[JURIST] The American Civil Liberties Union (ACLU), the National Immigration Law Center (NILC) [official websites] and a coalition of other civil rights groups filed a class action lawsuit [complaint, PDF] Thursday challenging a Georgia immigration law [HB 87 text] similar to Arizona law already being challenged in federal court. The groups filed the lawsuit in the US District Court for the Northern District of Georgia [official website] to block the law they characterized as a “show-me-your-papers” scheme since it will force citizens to prove their identity using specific documents. Omar Jadwat, staff attorney for the ACLU Immigrants’ Rights Project, said the Georgia law is unconstitutional because it violates the Fourth Amendment by allowing law enforcement to detain individuals without necessary papers, and it violates the Supremacy Clause because only the federal government can make such immigration regulations. The plaintiffs include Paul Edwards who, as part of a local Christian faith group, transports undocumented individuals to places of worship and places for medical services. They argue that under HB 87, Edwards would be subject to criminal liability for transporting, assisting, or harboring undocumented individuals. Linton Joaquin, general counsel for NILC, pointed out that under HB 87, law enforcement would not accept the drivers licenses of states that do not have immigration restrictions such as Washington and New Mexico. He suggested that drivers with one of these licenses could be detained for failure to prove citizenship. He said the law “creates a police state repugnant to our fundamental values.” Karen Tumlin, managing attorney with NILC, said the law:
gives Georgians a reason to fear that they may be stripped of their constitutional rights simply because of the way they look or sound. Laws that promote this kind of bare-bones discrimination are out of step with history and cannot be allowed to stand. We are confident that the Court will agree that unconstitutional attempts to drive a wedge between Georgian communities should not be allowed.
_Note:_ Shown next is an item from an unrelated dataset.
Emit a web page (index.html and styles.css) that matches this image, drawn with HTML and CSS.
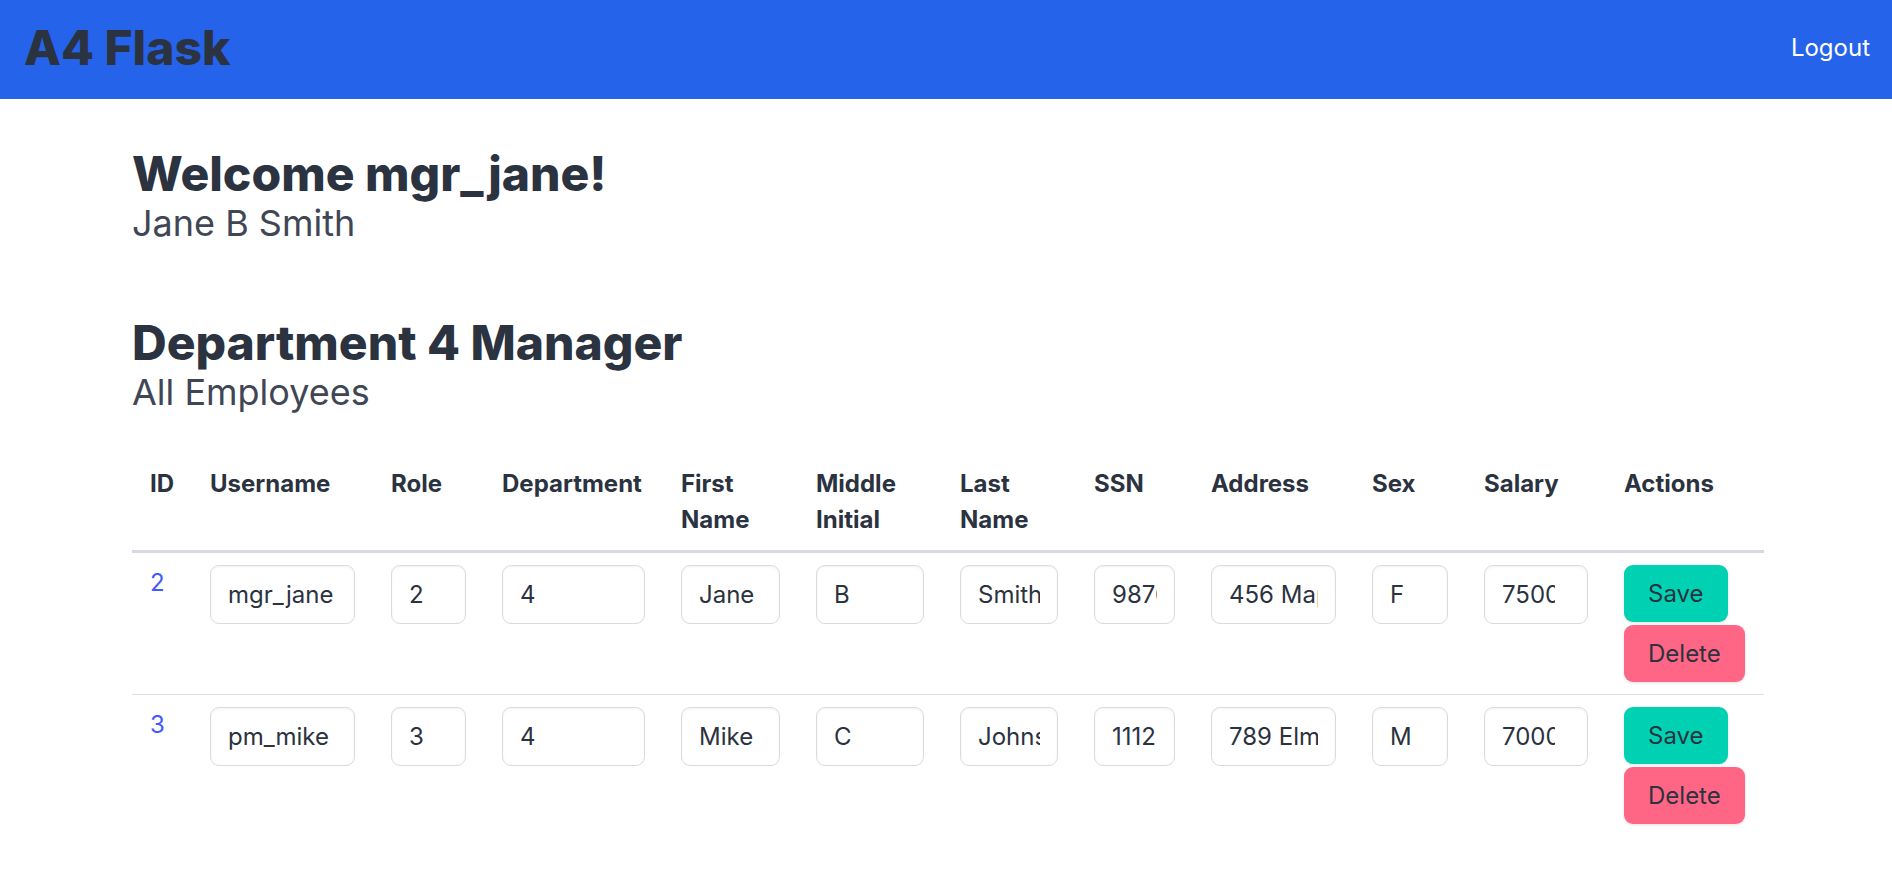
FILE: index.html
```html
<!DOCTYPE html>
<html lang="en">
<head>
<meta charset="utf-8">
<title>A4 Flask</title>
<link rel="stylesheet" href="styles.css">
</head>
<body>
<nav class="navbar">
  <a class="brand" href="#">A4 Flask</a>
  <a class="nav-link" href="#">Logout</a>
</nav>
<main class="page">
  <section class="intro">
    <h1 class="title">Welcome mgr_jane!</h1>
    <p class="subtitle">Jane B Smith</p>
  </section>
  <section class="manager">
    <h2 class="title">Department 4 Manager</h2>
    <p class="subtitle">All Employees</p>
  </section>
  <table class="table">
    <colgroup>
      <col class="c-id"><col class="c-user"><col class="c-role"><col class="c-dept"><col class="c-first"><col class="c-middle"><col class="c-last"><col class="c-ssn"><col class="c-addr"><col class="c-sex"><col class="c-sal"><col class="c-act">
    </colgroup>
    <thead>
      <tr>
        <th>ID</th><th>Username</th><th>Role</th><th>Department</th><th>First Name</th><th>Middle Initial</th><th>Last Name</th><th>SSN</th><th>Address</th><th>Sex</th><th>Salary</th><th>Actions</th>
      </tr>
    </thead>
    <tbody>
      <tr>
        <td><a class="id-link" href="#">2</a></td>
        <td><input class="input" type="text" value="mgr_jane"></td>
        <td><input class="input" type="number" value="2"></td>
        <td><input class="input" type="number" value="4"></td>
        <td><input class="input" type="text" value="Jane"></td>
        <td><input class="input" type="text" value="B"></td>
        <td><input class="input" type="text" value="Smith"></td>
        <td><input class="input" type="text" value="987654321"></td>
        <td><input class="input" type="text" value="456 Maple St"></td>
        <td><input class="input" type="text" value="F"></td>
        <td><input class="input" type="number" value="75000"></td>
        <td><div class="actions"><button class="btn btn-save">Save</button><button class="btn btn-delete">Delete</button></div></td>
      </tr>
      <tr>
        <td><a class="id-link" href="#">3</a></td>
        <td><input class="input" type="text" value="pm_mike"></td>
        <td><input class="input" type="number" value="3"></td>
        <td><input class="input" type="number" value="4"></td>
        <td><input class="input" type="text" value="Mike"></td>
        <td><input class="input" type="text" value="C"></td>
        <td><input class="input" type="text" value="Johnson"></td>
        <td><input class="input" type="text" value="111223333"></td>
        <td><input class="input" type="text" value="789 Elm St"></td>
        <td><input class="input" type="text" value="M"></td>
        <td><input class="input" type="number" value="70000"></td>
        <td><div class="actions"><button class="btn btn-save">Save</button><button class="btn btn-delete">Delete</button></div></td>
      </tr>
    </tbody>
  </table>
</main>
</body>
</html>
```
FILE: styles.css
```css
* { box-sizing: border-box; }
html, body { margin: 0; padding: 0; background: #ffffff; }
body {
  font-family: Inter, "Noto Sans", "Liberation Sans", sans-serif;
  color: #404654;
  font-size: 24px;
  line-height: 1.5;
}
a { text-decoration: none; }

.navbar {
  height: 99px;
  background: #2563eb;
  display: flex;
  align-items: center;
  justify-content: space-between;
  padding: 0 22px 4px 24px;
}
.brand {
  font-size: 48px;
  font-weight: 800;
  line-height: 1.125;
  color: #2b3240;
}
.nav-link {
  font-size: 24px;
  color: #ffffff;
}

.page {
  padding: 48px 128px 40px 132px;
}
.title {
  margin: 0;
  font-size: 48px;
  font-weight: 800;
  line-height: 1.125;
  color: #2b3240;
}
.subtitle {
  margin: 0;
  font-size: 36px;
  font-weight: 400;
  line-height: 1.25;
  color: #404654;
}
.manager { margin-top: 70px; }

.table {
  margin-top: 39px;
  width: 1632px;
  border-collapse: collapse;
  table-layout: fixed;
}
.c-id { width: 60px; }
.c-user { width: 181px; }
.c-role { width: 111px; }
.c-dept { width: 179px; }
.c-first { width: 135px; }
.c-middle { width: 144px; }
.c-last { width: 134px; }
.c-ssn { width: 117px; }
.c-addr { width: 161px; }
.c-sex { width: 112px; }
.c-sal { width: 140px; }
.c-act { width: 158px; }

.table th, .table td {
  padding: 12px 18px;
  text-align: left;
  vertical-align: top;
  font-size: 24px;
  line-height: 36px;
}
.table th {
  font-weight: 700;
  color: #2b3240;
  border-bottom: 3px solid #d6d9e0;
}
.table tbody td { border-bottom: 1px solid #dcdee4; }
.table tbody tr:last-child td { border-bottom: 0; }

.id-link { color: #4258ff; }

.input {
  display: block;
  width: 100%;
  height: 59px;
  padding: 0 17px;
  font-family: Inter, "Noto Sans", "Liberation Sans", sans-serif;
  font-size: 24px;
  color: #2b3240;
  background: #ffffff;
  border: 1px solid #d9dbe3;
  border-radius: 9px;
  box-shadow: inset 0 1px 3px rgba(10, 10, 10, 0.05);
  outline: none;
}

.actions {
  display: flex;
  flex-direction: column;
  align-items: flex-start;
  gap: 3px;
}
.btn {
  height: 57px;
  padding: 0 23px;
  font-family: Inter, "Noto Sans", "Liberation Sans", sans-serif;
  font-size: 24px;
  color: #2b3240;
  border: 1px solid transparent;
  border-radius: 9px;
  cursor: pointer;
  box-shadow: 0 1px 3px rgba(10, 10, 10, 0.12);
}
.btn-save { background: #00d1b2; }
.btn-delete { background: #ff6685; }
```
The groups filing the lawsuit called on the federal government and the Department of Justice (DOJ) to be consistent by taking a stand against this immigration law as it has done with the Arizona law. The groups are hopeful to win a preliminary injunction to stop the law from ever taking effect, which it is set to do on July 1.
Last month, the Georgia bill was signed into law by Governor Nathan Deal [official website]. HB 87 allows law enforcement officers to ask about immigration status when questioning suspects in criminal investigations. The law also imposes fines and prison sentences of up to one year for anyone who knowingly transports illegal immigrants during the commission of a crime, and requires businesses to use the federal E-Verify [official website] system to check the immigration status of potential employees, providing that workers convicted of using fake identification to gain employment could face up to 15 years in prison and $250,000 in fines. Also last month, the ACLU filed two similar lawsuits to block immigration laws in both Indiana and Utah [JURIST reports]. A decision by US Supreme Court [official website; JURIST news archive] last month on preemption of an state immigration laws may have an impact on such lawsuits. The court held in Chamber of Commerce v. Whiting [Cornell LII backgrounder; JURIST report] that a controversial Arizona employment law [materials] that imposes penalties on employers who hire illegal immigrants is not preempted by the Immigration Reform and Control Act (IRCA) [text].